Lindsay William-Ross wrote a great, detailed piece about the NoHo Arts District as part of LAist‘s much-missed Neighborhood Project back in 2007 (click here to read it).
THE NORTH HOLLYWOOD SHOOTOUT
In one horrific reminder that even in good times there are bad times just around the corner, on 28 February, 1997 Larry Eugene Phillips, Jr. and Emil Dechebal Matasareanu attempted to rob the Bank of America on Laurel Canyon Boulevard. The two heavily-armed-and-armored men engaged in a shootout in which fourteen people were injured and the two would-be robbers died from their injuries. It was widely suggested that the criminals were inspired by Michael Mann‘s 1995 film, Heat, which seems believable. Their own escapade inspired 44 Minutes: The North Hollywood Shoot-Out (2003).
THE ARRIVAL OF THE RED AND ORANGE LINES


As transformative as the establishment of the NoHo Arts District might have been to North Hollywood, the return of passenger rail after half a century of car dependency may have been equally if not more so (and affected the entire Valley). Metro‘s Red Line first opened in 1993 but until 1999 terminated atHollywood/Vine Station on the other side of the hills. In 2000 the Universal City/Studio City Station andNorth Hollywood Station opened, extending the subway to the San Fernando Valley.

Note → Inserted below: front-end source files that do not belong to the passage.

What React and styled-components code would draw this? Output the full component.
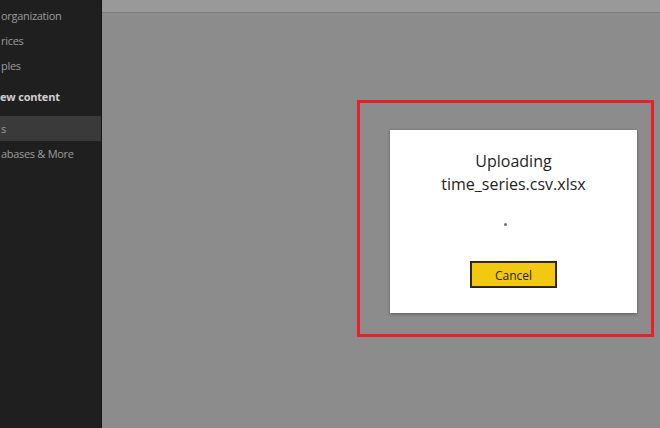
import React from "react";
import styled, { createGlobalStyle } from "styled-components";

const GlobalStyle = createGlobalStyle`
  html, body {
    margin: 0;
    padding: 0;
    width: 660px;
    height: 428px;
    overflow: hidden;
  }
  #root {
    width: 660px;
    height: 428px;
  }
  * {
    box-sizing: border-box;
  }
`;

const navItems = [
  { label: "organization" },
  { label: "rices" },
  { label: "ples" },
  { label: "ew content", heading: true },
  { label: "s", active: true },
  { label: "abases & More" },
];

const App = () => {
  return (
    <>
      <GlobalStyle />
      <Page>
        <Sidebar>
          {navItems.map((item) =>
            item.heading ? (
              <Heading key={item.label}>{item.label}</Heading>
            ) : (
              <NavItem key={item.label} $active={item.active}>
                {item.label}
              </NavItem>
            )
          )}
        </Sidebar>
        <Main>
          <TopBar />
          <Content>
            <Highlight>
              <Dialog>
                <Title>
                  Uploading
                  <br />
                  time_series.csv.xlsx
                </Title>
                <Spinner />
                <CancelButton>Cancel</CancelButton>
              </Dialog>
            </Highlight>
          </Content>
        </Main>
      </Page>
    </>
  );
};

const Page = styled.div`
  display: flex;
  width: 660px;
  height: 428px;
  font-family: "Segoe UI", "Open Sans", "Noto Sans", sans-serif;
`;

const Sidebar = styled.div`
  width: 102px;
  flex-shrink: 0;
  background-color: #1f1f1f;
  border-right: 1px solid #141414;
  padding-top: 3px;
  display: flex;
  flex-direction: column;
  overflow: hidden;
`;

const NavItem = styled.div`
  height: 25px;
  line-height: 25px;
  padding-left: 1px;
  font-size: 11px;
  letter-spacing: -0.3px;
  color: #9c9c9c;
  white-space: nowrap;
  background-color: ${(p) => (p.$active ? "#3a3a3a" : "transparent")};
`;

const Heading = styled.div`
  height: 38px;
  line-height: 38px;
  font-size: 11px;
  font-weight: 700;
  letter-spacing: -0.2px;
  color: #cfcfcf;
  white-space: nowrap;
`;

const Main = styled.div`
  flex: 1;
  display: flex;
  flex-direction: column;
  background-color: #8c8c8c;
`;

const TopBar = styled.div`
  height: 13px;
  background-color: #999999;
  border-bottom: 1px solid #7d7d7d;
`;

const Content = styled.div`
  flex: 1;
  display: flex;
  justify-content: flex-end;
  align-items: flex-start;
  padding: 87px 6px 0 0;
`;

const Highlight = styled.div`
  width: 297px;
  height: 237px;
  border: 3px solid #e8202a;
  padding: 27px 14px 21px 30px;
`;

const Dialog = styled.div`
  width: 247px;
  height: 183px;
  background-color: #ffffff;
  box-shadow: 0 1px 3px rgba(0, 0, 0, 0.35);
  display: flex;
  flex-direction: column;
  align-items: center;
  padding-top: 20px;
`;

const Title = styled.div`
  font-size: 16px;
  line-height: 23px;
  color: #252423;
  text-align: center;
`;

const Spinner = styled.div`
  width: 3px;
  height: 3px;
  border-radius: 50%;
  background-color: #6f6f6f;
  margin: 27px 0 0 -17px;
`;

const CancelButton = styled.button`
  margin-top: 35px;
  width: 87px;
  height: 27px;
  background-color: #f2c811;
  border: 1px solid #252423;
  box-shadow: inset 0 0 0 1px #3a3000;
  font-family: inherit;
  font-size: 12px;
  line-height: 25px;
  padding: 1px 0 0;
  color: #252423;
  cursor: pointer;
`;

export default App;
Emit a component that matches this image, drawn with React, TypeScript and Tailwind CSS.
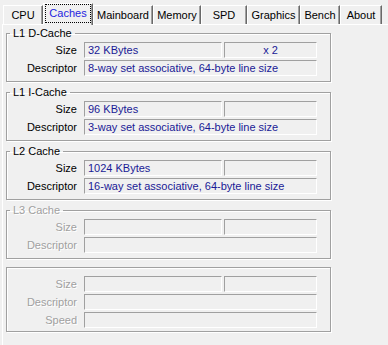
import React from "react";

interface Tab {
  label: string;
  w: string;
  active?: boolean;
}

const tabs: Tab[] = [
  { label: "CPU", w: "w-[40px]" },
  { label: "Caches", w: "w-[50px]", active: true },
  { label: "Mainboard", w: "w-[60px]" },
  { label: "Memory", w: "w-[48px]" },
  { label: "SPD", w: "w-[46px]" },
  { label: "Graphics", w: "w-[53px]" },
  { label: "Bench", w: "w-[40px]" },
  { label: "About", w: "w-[42px]" },
];

interface Row {
  label: string;
  value?: string;
  extra?: string;
  split?: boolean;
}

interface Group {
  title?: string;
  disabled?: boolean;
  rows: Row[];
}

const groups: Group[] = [
  {
    title: "L1 D-Cache",
    rows: [
      { label: "Size", value: "32 KBytes", extra: "x 2", split: true },
      { label: "Descriptor", value: "8-way set associative, 64-byte line size" },
    ],
  },
  {
    title: "L1 I-Cache",
    rows: [
      { label: "Size", value: "96 KBytes", split: true },
      { label: "Descriptor", value: "3-way set associative, 64-byte line size" },
    ],
  },
  {
    title: "L2 Cache",
    rows: [
      { label: "Size", value: "1024 KBytes", split: true },
      { label: "Descriptor", value: "16-way set associative, 64-byte line size" },
    ],
  },
  {
    title: "L3 Cache",
    disabled: true,
    rows: [
      { label: "Size", split: true },
      { label: "Descriptor" },
    ],
  },
  {
    disabled: true,
    rows: [
      { label: "Size", split: true },
      { label: "Descriptor" },
      { label: "Speed" },
    ],
  },
];

const sunken =
  "h-[16px] border border-t-[#a0a0a0] border-l-[#a0a0a0] border-b-white border-r-white flex items-center text-[#1a1a96] whitespace-nowrap overflow-hidden";

const disabledText = "text-[#a0a0a0] [text-shadow:1px_1px_0_#fff]";

function TabButton({ tab }: { tab: Tab }) {
  if (tab.active) {
    return (
      <div
        className={`relative z-10 -mb-px h-[22px] ${tab.w} bg-[#f0f0f0] border-t border-l border-r border-t-white border-l-white border-r-[#696969] shadow-[inset_-1px_0_0_#a0a0a0]`}
      >
        <span className="mx-px h-[19px] border border-dotted border-black flex items-center justify-center text-[#2424e0]">
          {tab.label}
        </span>
      </div>
    );
  }
  return (
    <div
      className={`h-[19px] ${tab.w} border-t border-l border-r border-t-white border-l-white border-r-[#696969] shadow-[inset_-1px_0_0_#a0a0a0] flex items-center justify-center pt-px`}
    >
      {tab.label}
    </div>
  );
}

function CacheGroup({ group, last }: { group: Group; last?: boolean }) {
  return (
    <fieldset
      className={`w-[325px] min-w-0 border border-[#a0a0a0] shadow-[inset_1px_1px_0_#fff,1px_1px_0_#fff] ${
        last ? "mt-[4px] pt-[8px] pb-[3px]" : "pt-[2px] pb-[5px]"
      }`}
    >
      {group.title && (
        <legend className={`ml-[3px] px-[3px] leading-[13px] ${group.disabled ? disabledText : ""}`}>
          {group.title}
        </legend>
      )}
      <div className="flex flex-col gap-[2px]">
        {group.rows.map((row) => (
          <div key={row.label} className="flex items-center h-[16px]">
            <span className={`w-[70px] mr-[7px] text-right ${group.disabled ? disabledText : ""}`}>
              {row.label}
            </span>
            {row.split ? (
              <>
                <div className={`${sunken} w-[138px] pl-[3px]`}>{row.value}</div>
                <div className={`${sunken} w-[93px] ml-[2px] justify-center`}>{row.extra}</div>
              </>
            ) : (
              <div className={`${sunken} w-[233px] pl-[3px]`}>{row.value}</div>
            )}
          </div>
        ))}
      </div>
    </fieldset>
  );
}

export default function App() {
  return (
    <div className="w-[388px] h-[345px] overflow-hidden bg-[#f0f0f0] text-black text-[11px] leading-[13px] font-['Liberation_Sans',Arial,sans-serif]">
      {/* Tab strip */}
      <div className="flex items-end h-[24px] pl-[3px]">
        {tabs.map((t) => (
          <TabButton key={t.label} tab={t} />
        ))}
      </div>

      {/* Tab page */}
      <div className="ml-[2px] h-[330px] border-t border-l border-white pt-[2px] pl-[3px] flex flex-col gap-[4px]">
        {groups.map((g, i) => (
          <CacheGroup key={i} group={g} last={i === groups.length - 1} />
        ))}
      </div>
    </div>
  );
}
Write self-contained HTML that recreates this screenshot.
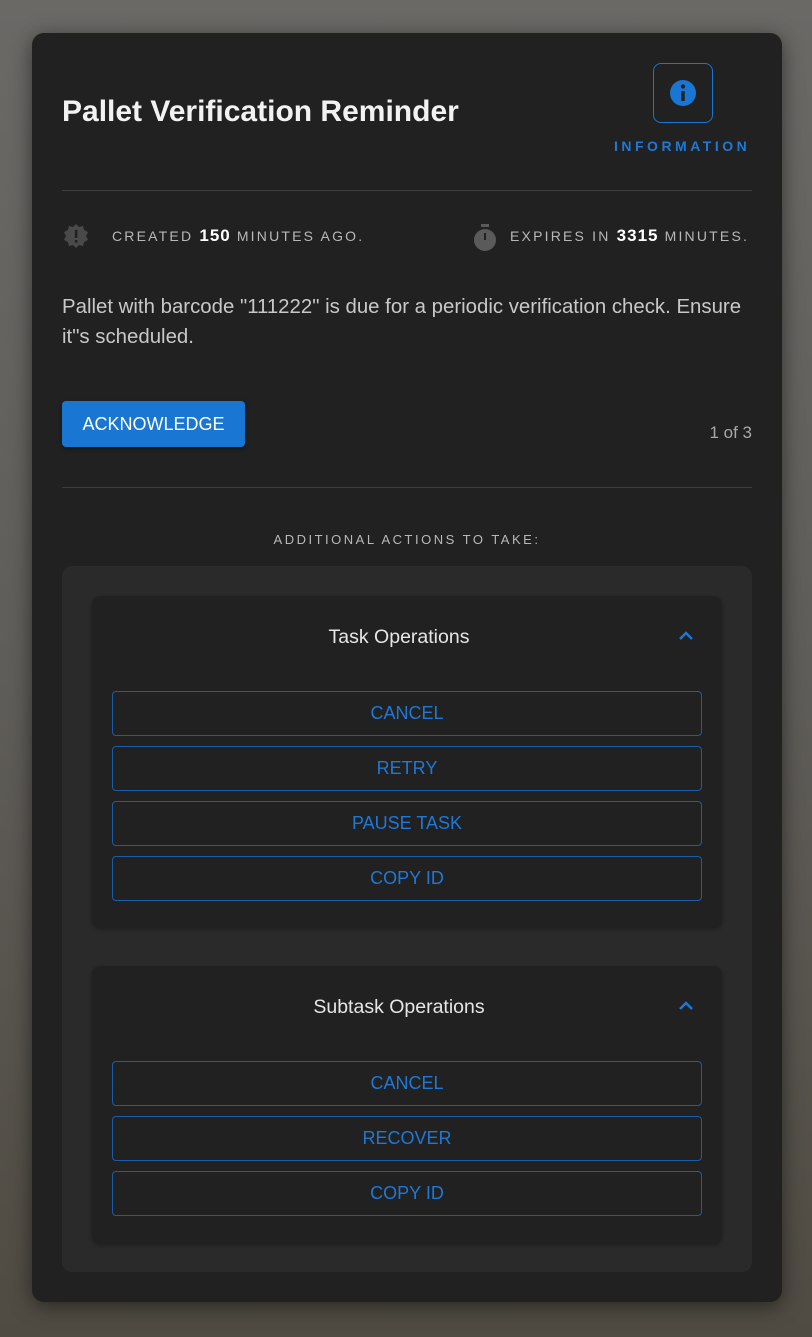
<!DOCTYPE html>
<html><head><meta charset="utf-8"><style>
*{box-sizing:border-box;margin:0;padding:0}
body{width:812px;height:1337px;overflow:hidden;font-family:"Liberation Sans",sans-serif;background:linear-gradient(180deg,#6b6966 0%,#5f5d59 50%,#4f4b42 100%);position:relative}
.card{position:absolute;left:32px;top:33px;width:750px;height:1269px;background:#212121;border-radius:12px;box-shadow:0 4px 20px rgba(0,0,0,.5)}
.abs{position:absolute}
.title{left:30px;top:62px;font-size:30px;font-weight:bold;color:#f2f2f2}
.ibox{left:621px;top:30px;width:60px;height:60px;border:1px solid #1976d2;border-radius:8px}
.info{left:582px;top:105px;font-size:14px;letter-spacing:3.5px;color:#1f78d6;font-weight:bold}
.hr{left:30px;width:690px;height:1px;background:#3c3c3c}
.meta{font-size:14px;letter-spacing:2.2px;color:#b8b8b8}
.meta b{font-size:17px;color:#fff;letter-spacing:1px}
.body{left:30px;top:259px;width:700px;font-size:20.4px;line-height:30px;color:#c8c8c8}
.ack{left:30px;top:368px;width:183px;height:46px;background:#1976d2;border-radius:4px;color:#fff;font-size:18px;text-align:center;line-height:46px;box-shadow:0 2px 4px rgba(0,0,0,.4)}
.outer{left:30px;top:533px;width:690px;height:706px;background:#2a2a2a;border-radius:10px}
.inner{position:absolute;left:30px;width:630px;background:#212121;border-radius:8px;box-shadow:0 2px 4px rgba(0,0,0,.3)}
.ih{height:80px;line-height:82px;text-align:center;font-size:19.5px;color:#e6e6e6;position:relative;padding-right:16px}
.ih svg{position:absolute;right:28px;top:34px}
.btn{margin:0 20px 10px;height:45px;border:1px solid #1a5ca8;border-radius:4px;text-align:center;line-height:43px;color:#1f78d6;font-size:18px}
</style></head><body>
<div class="card">
<div class="abs title">Pallet Verification Reminder</div>
<div class="abs ibox"><svg width="58" height="58" viewBox="0 0 58 58" style="position:absolute;left:0;top:0"><circle cx="29" cy="29" r="13" fill="#1976d2"/><rect x="27.3" y="27" width="3.4" height="10" fill="#212121"/><circle cx="29" cy="22.5" r="2.1" fill="#212121"/></svg></div>
<div class="abs info">INFORMATION</div>
<div class="abs hr" style="top:157px"></div>
<svg class="abs" style="left:30px;top:190px" width="28" height="28" viewBox="0 0 28 28"><polygon points="14,1 17,4 21,3 22,7 26,9 24,13 26,17 22,19 21,23 17,22 14,25 11,22 7,23 6,19 2,17 4,13 2,9 6,7 7,3 11,4" fill="#4a4a4a"/><rect x="12.8" y="7" width="2.6" height="8" fill="#212121"/><rect x="12.8" y="17" width="2.6" height="2.6" fill="#212121"/></svg>
<div class="abs meta" style="left:80px;top:193px">CREATED <b>150</b> MINUTES AGO.</div>
<svg class="abs" style="left:440px;top:190px" width="26" height="30" viewBox="0 0 26 30"><rect x="9" y="1" width="8" height="3" fill="#5a5a5a"/><circle cx="13" cy="17" r="11" fill="#5a5a5a"/><rect x="12" y="10" width="2" height="7" fill="#212121"/></svg>
<div class="abs meta" style="left:478px;top:193px">EXPIRES IN <b>3315</b> MINUTES.</div>
<div class="abs body">Pallet with barcode "111222" is due for a periodic verification check. Ensure it"s scheduled.</div>
<div class="abs ack">ACKNOWLEDGE</div>
<div class="abs" style="right:30px;top:390px;font-size:17px;color:#a8a8a8">1 of 3</div>
<div class="abs hr" style="top:454px"></div>
<div class="abs" style="left:0;width:750px;top:499px;text-align:center;font-size:13px;letter-spacing:2.5px;color:#b8b8b8">ADDITIONAL ACTIONS TO TAKE:</div>
<div class="abs outer">
<div class="inner" style="top:30px;height:331px">
<div class="ih">Task Operations<svg width="16" height="12" viewBox="0 0 16 12"><path d="M2 9 L8 3 L14 9" stroke="#1f78d6" stroke-width="2.4" fill="none"/></svg></div>
<div style="height:15px"></div>
<div class="btn">CANCEL</div><div class="btn">RETRY</div><div class="btn">PAUSE TASK</div><div class="btn">COPY ID</div>
</div>
<div class="inner" style="top:400px;height:277px">
<div class="ih">Subtask Operations<svg width="16" height="12" viewBox="0 0 16 12"><path d="M2 9 L8 3 L14 9" stroke="#1f78d6" stroke-width="2.4" fill="none"/></svg></div>
<div style="height:15px"></div>
<div class="btn">CANCEL</div><div class="btn">RECOVER</div><div class="btn">COPY ID</div>
</div>
</div>
</div>
</body></html>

The Metro Orange Line was originally envisioned as a light rail line but a group of San Fernando Valley homeowners banded together to block its construction, hoping to drive it underground, like the Red Line. Instead Metro went with a bus Transitway – an articulated bus that runs on a dedicated right-of-way that in many ways feels like a train although, due to its popularity and comparatively small capacity, gets rather cramped (like a bus).

Running parallel to the Orange Line for most of its length is the Metro Orange Line Busway Bike Path which allows for an arguably more comfortable transit alternative. Unfortunately, its current eastern terminus is located some four kilometers west of the Orange Line Busway’s which means sharing Chandler with cars.
GETTING AROUND NORTH HOLLYWOOD

Today North Hollywood is also well-served by other transit options. Metro‘s 52, 154, 156, 162, 163, 164, 165, 183, 224, 230 and 656 bus lines serve the area. So too do Burbank Bus‘s Noho Media District and Noho Airport Area routes, Greyhound (which operates a station in North Hollywood), LADOT Commuter Express‘s 549 line, and Santa Clarita Transit‘s 757 line.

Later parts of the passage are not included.